*Material provided*:
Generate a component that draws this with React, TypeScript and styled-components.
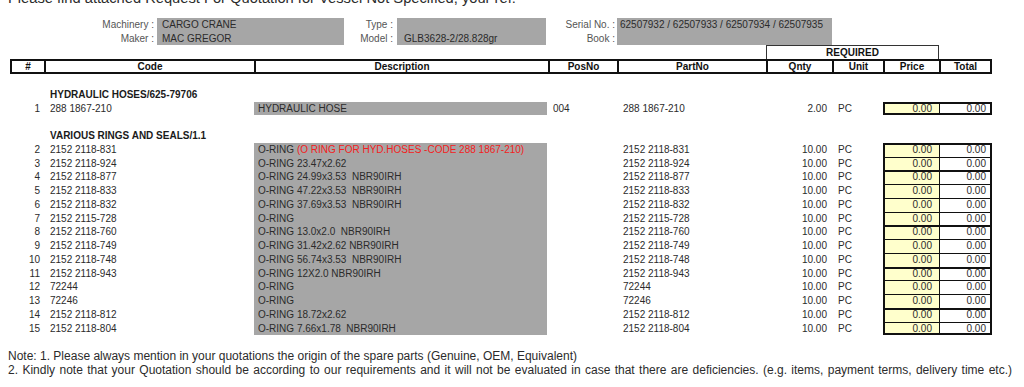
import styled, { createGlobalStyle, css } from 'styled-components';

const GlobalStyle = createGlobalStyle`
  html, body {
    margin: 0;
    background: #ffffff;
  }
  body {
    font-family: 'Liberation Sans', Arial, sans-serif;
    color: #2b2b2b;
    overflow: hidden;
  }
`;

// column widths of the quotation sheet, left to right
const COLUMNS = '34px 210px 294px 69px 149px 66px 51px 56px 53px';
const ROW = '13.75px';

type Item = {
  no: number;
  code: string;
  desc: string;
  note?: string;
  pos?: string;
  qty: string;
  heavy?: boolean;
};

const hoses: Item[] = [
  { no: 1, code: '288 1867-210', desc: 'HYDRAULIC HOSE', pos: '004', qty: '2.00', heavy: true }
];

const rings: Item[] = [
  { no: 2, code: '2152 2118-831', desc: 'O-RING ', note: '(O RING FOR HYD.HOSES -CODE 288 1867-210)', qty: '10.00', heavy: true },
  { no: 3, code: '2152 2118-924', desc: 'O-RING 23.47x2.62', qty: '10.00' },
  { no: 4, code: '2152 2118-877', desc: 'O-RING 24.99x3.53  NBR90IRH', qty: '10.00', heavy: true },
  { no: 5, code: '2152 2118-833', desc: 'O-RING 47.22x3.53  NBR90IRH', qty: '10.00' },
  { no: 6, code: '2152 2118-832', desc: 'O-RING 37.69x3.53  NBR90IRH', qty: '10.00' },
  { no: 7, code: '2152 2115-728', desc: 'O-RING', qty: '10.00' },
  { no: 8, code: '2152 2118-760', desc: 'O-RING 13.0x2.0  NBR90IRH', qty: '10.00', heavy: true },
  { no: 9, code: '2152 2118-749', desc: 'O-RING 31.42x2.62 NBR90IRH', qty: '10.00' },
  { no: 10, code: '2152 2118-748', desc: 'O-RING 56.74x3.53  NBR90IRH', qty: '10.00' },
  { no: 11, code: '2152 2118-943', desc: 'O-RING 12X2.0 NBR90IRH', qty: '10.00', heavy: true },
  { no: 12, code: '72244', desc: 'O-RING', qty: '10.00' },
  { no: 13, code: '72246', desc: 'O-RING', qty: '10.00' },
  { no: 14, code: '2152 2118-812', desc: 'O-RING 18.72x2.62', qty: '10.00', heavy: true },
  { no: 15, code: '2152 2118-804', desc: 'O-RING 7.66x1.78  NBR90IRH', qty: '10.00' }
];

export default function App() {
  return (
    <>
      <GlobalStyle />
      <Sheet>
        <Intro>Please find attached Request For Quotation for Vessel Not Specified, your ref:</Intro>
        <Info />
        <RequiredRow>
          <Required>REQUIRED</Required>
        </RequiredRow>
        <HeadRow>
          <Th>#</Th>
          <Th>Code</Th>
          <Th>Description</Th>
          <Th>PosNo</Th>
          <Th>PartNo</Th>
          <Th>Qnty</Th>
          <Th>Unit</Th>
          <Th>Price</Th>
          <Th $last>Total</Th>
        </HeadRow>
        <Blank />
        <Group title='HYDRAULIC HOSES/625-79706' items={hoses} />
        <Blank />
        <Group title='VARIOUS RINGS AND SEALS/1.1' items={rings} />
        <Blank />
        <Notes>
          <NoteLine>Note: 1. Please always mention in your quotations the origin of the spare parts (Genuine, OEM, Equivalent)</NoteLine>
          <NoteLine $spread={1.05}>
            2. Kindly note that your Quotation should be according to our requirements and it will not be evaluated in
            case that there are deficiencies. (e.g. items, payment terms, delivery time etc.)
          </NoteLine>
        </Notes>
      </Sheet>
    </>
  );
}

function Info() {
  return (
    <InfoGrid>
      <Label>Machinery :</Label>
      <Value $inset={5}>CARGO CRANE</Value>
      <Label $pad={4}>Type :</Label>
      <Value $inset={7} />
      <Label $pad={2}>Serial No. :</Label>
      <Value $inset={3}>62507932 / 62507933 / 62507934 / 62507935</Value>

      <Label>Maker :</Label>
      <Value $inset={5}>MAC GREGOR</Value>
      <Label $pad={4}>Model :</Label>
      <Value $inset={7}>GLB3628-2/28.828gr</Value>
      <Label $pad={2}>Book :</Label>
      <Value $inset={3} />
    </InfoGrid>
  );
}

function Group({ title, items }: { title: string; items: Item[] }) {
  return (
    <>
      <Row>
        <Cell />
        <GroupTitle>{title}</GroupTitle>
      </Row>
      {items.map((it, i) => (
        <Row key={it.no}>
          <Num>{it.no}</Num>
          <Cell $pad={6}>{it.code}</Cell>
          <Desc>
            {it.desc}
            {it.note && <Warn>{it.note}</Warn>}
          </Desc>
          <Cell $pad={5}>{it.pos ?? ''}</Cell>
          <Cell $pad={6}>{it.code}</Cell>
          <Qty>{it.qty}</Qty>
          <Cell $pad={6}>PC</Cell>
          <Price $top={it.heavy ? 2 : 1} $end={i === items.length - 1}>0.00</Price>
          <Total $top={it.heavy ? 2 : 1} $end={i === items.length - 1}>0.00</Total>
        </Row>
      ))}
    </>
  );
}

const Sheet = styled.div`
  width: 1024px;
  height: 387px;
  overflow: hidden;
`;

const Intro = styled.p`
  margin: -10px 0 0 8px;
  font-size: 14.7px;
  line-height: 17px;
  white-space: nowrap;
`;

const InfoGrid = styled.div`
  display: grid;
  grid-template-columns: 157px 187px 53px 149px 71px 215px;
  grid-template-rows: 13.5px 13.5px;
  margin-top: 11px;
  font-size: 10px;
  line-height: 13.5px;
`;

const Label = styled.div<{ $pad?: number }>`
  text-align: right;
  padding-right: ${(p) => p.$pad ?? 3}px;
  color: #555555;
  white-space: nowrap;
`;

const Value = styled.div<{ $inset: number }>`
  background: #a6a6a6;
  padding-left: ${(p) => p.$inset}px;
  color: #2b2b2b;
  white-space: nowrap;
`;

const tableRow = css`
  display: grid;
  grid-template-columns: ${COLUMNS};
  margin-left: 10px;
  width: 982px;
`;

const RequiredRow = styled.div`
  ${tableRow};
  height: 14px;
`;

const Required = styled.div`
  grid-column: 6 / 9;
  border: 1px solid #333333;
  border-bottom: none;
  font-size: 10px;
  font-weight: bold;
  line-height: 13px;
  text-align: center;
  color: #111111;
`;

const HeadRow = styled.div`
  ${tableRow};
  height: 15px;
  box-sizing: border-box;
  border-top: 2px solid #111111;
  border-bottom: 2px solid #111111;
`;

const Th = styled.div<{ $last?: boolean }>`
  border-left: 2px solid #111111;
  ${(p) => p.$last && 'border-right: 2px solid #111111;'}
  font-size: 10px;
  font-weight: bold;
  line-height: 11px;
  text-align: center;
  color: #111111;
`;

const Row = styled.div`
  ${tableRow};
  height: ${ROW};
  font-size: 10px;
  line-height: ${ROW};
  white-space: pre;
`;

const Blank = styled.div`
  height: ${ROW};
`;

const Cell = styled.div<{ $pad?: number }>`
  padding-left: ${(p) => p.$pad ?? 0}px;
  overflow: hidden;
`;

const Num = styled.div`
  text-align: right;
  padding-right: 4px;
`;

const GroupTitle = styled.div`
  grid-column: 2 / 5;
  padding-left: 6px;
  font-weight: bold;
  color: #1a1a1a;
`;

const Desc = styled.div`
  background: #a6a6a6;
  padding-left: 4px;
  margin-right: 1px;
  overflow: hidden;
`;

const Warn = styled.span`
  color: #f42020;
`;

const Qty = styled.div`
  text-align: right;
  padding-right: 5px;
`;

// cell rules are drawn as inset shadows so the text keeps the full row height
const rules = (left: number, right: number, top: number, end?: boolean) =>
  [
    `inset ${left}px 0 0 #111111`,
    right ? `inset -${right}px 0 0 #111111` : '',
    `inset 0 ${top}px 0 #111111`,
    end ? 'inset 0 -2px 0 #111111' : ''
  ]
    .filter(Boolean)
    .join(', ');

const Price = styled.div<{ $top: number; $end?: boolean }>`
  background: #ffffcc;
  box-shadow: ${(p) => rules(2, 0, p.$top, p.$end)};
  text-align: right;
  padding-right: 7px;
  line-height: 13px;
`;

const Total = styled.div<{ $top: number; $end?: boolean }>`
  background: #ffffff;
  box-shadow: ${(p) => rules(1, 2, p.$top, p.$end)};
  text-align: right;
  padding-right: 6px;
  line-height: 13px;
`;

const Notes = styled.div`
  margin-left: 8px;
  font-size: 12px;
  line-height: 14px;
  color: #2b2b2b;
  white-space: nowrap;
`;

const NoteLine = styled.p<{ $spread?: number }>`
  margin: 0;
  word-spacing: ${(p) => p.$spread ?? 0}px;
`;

...

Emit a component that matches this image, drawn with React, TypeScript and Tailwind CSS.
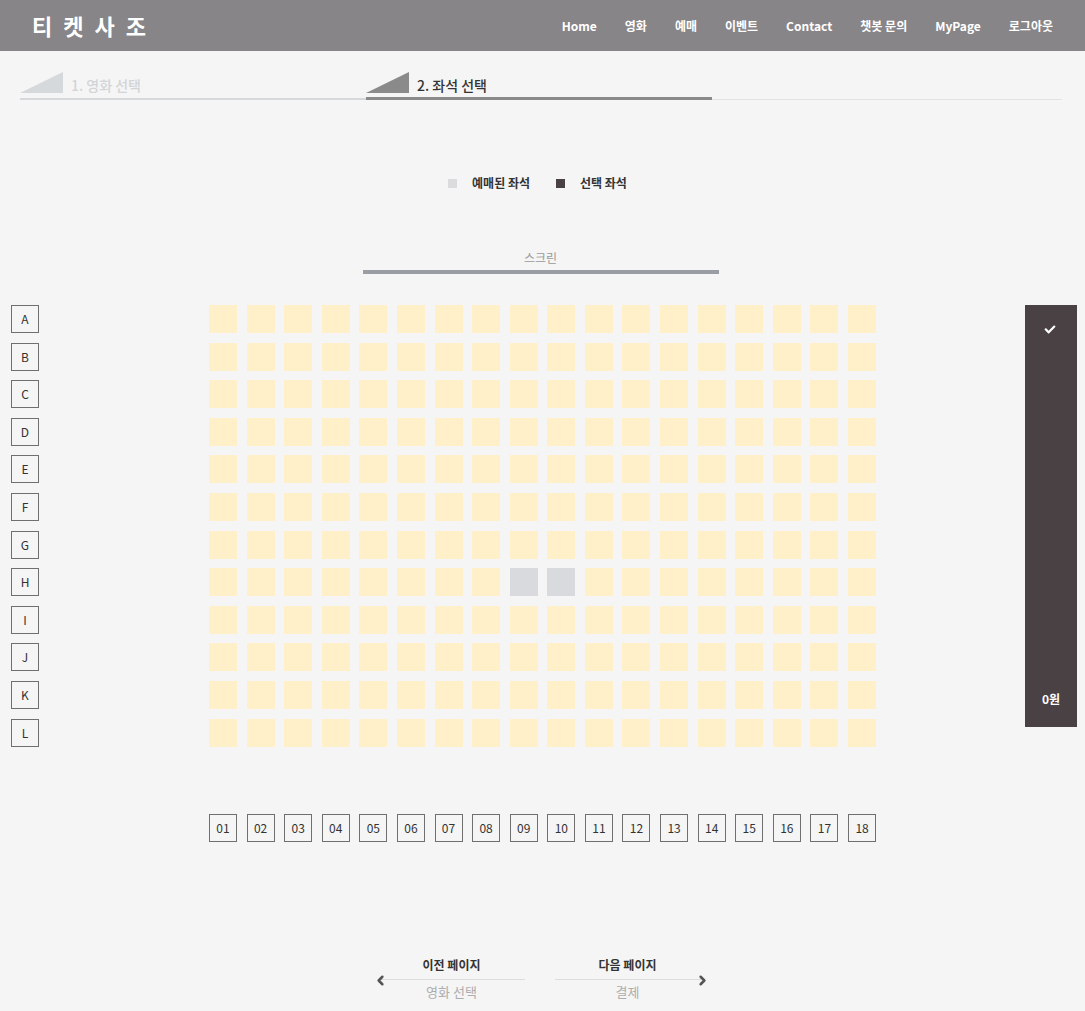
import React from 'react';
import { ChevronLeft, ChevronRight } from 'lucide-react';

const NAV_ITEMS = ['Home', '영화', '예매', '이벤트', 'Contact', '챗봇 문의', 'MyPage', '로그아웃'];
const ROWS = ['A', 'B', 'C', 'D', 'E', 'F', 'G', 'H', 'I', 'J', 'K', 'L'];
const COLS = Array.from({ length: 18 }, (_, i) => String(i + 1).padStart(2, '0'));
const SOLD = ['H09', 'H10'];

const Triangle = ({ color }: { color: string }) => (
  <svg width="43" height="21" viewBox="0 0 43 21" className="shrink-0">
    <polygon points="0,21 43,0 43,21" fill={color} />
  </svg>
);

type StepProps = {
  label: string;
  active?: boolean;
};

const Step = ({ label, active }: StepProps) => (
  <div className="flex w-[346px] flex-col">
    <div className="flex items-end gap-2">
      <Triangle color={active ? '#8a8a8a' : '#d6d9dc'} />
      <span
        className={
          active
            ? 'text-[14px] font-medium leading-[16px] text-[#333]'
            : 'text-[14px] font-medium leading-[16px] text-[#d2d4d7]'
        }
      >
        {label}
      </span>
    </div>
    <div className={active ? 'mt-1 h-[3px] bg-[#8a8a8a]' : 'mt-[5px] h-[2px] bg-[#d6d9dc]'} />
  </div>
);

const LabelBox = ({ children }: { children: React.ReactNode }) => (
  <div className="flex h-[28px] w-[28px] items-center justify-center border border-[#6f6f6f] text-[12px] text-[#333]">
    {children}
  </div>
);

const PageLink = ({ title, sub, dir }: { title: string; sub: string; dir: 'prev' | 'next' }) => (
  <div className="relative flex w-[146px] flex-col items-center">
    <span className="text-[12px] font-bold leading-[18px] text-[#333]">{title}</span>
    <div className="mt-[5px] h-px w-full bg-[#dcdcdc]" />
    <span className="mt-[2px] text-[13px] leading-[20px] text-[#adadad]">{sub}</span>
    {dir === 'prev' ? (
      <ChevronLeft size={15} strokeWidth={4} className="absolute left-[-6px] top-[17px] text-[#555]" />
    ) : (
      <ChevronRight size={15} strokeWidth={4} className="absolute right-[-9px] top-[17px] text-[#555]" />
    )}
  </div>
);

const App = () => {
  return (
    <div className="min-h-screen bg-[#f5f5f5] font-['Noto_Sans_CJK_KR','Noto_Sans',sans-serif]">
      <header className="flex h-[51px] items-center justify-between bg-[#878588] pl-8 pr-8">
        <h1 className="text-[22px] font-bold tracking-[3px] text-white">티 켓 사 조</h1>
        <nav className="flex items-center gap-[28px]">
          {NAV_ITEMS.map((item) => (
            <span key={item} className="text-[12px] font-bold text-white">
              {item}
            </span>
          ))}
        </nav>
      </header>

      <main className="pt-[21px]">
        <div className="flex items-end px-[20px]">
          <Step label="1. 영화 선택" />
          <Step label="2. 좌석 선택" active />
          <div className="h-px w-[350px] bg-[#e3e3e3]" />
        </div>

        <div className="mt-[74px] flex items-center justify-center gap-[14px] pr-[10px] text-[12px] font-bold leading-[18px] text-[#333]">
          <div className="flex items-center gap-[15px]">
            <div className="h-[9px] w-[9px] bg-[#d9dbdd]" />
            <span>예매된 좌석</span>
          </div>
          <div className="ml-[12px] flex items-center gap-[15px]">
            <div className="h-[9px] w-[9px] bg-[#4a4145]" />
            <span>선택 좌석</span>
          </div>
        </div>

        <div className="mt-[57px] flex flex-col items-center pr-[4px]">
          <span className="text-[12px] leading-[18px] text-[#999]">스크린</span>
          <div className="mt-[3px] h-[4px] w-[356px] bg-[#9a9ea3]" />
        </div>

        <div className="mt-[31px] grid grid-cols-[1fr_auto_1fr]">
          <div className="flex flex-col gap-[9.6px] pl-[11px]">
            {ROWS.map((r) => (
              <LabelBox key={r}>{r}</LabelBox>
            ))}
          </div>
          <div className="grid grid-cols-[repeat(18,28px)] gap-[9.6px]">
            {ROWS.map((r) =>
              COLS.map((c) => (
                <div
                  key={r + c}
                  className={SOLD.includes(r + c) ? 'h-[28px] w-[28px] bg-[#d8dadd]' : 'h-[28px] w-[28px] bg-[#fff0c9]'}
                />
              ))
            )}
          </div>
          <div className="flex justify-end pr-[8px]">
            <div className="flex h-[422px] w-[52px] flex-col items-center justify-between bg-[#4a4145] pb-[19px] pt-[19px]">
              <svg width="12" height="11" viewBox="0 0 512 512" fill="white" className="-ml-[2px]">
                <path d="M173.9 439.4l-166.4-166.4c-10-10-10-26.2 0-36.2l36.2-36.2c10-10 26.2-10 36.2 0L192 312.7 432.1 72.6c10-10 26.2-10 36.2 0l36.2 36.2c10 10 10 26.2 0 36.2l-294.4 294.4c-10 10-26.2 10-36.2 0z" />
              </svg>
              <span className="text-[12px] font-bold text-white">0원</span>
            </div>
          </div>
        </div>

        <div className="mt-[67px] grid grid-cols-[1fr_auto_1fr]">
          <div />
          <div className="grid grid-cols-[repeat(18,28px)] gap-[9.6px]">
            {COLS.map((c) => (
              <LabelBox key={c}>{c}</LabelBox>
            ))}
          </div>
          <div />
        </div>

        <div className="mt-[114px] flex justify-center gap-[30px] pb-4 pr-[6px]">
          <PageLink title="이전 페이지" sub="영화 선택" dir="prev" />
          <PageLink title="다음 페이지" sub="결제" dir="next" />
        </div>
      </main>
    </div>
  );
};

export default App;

---

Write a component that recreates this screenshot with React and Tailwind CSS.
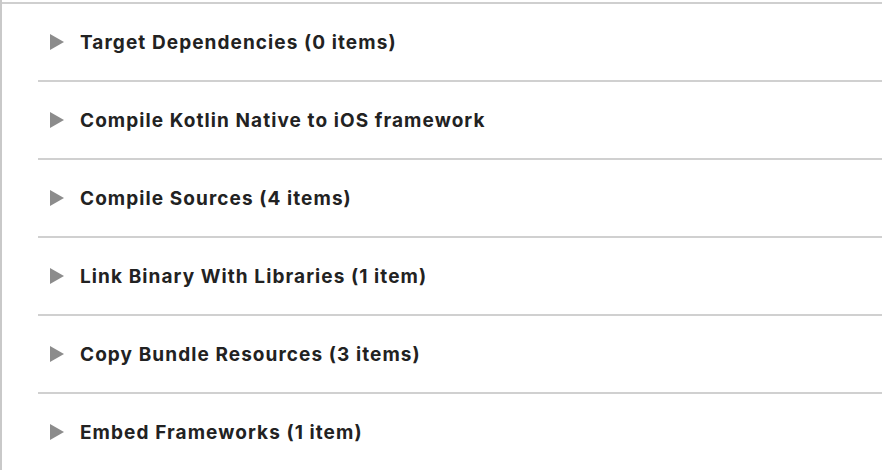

*Required work*: Your task is to collect every line above that contains the word "this".

*Answer*:
Generate a component that draws this with React, TypeScript and styled-components.
Emit a component that matches this image, drawn with React, TypeScript and Tailwind CSS.
Write a component that recreates this screenshot with React and Tailwind CSS.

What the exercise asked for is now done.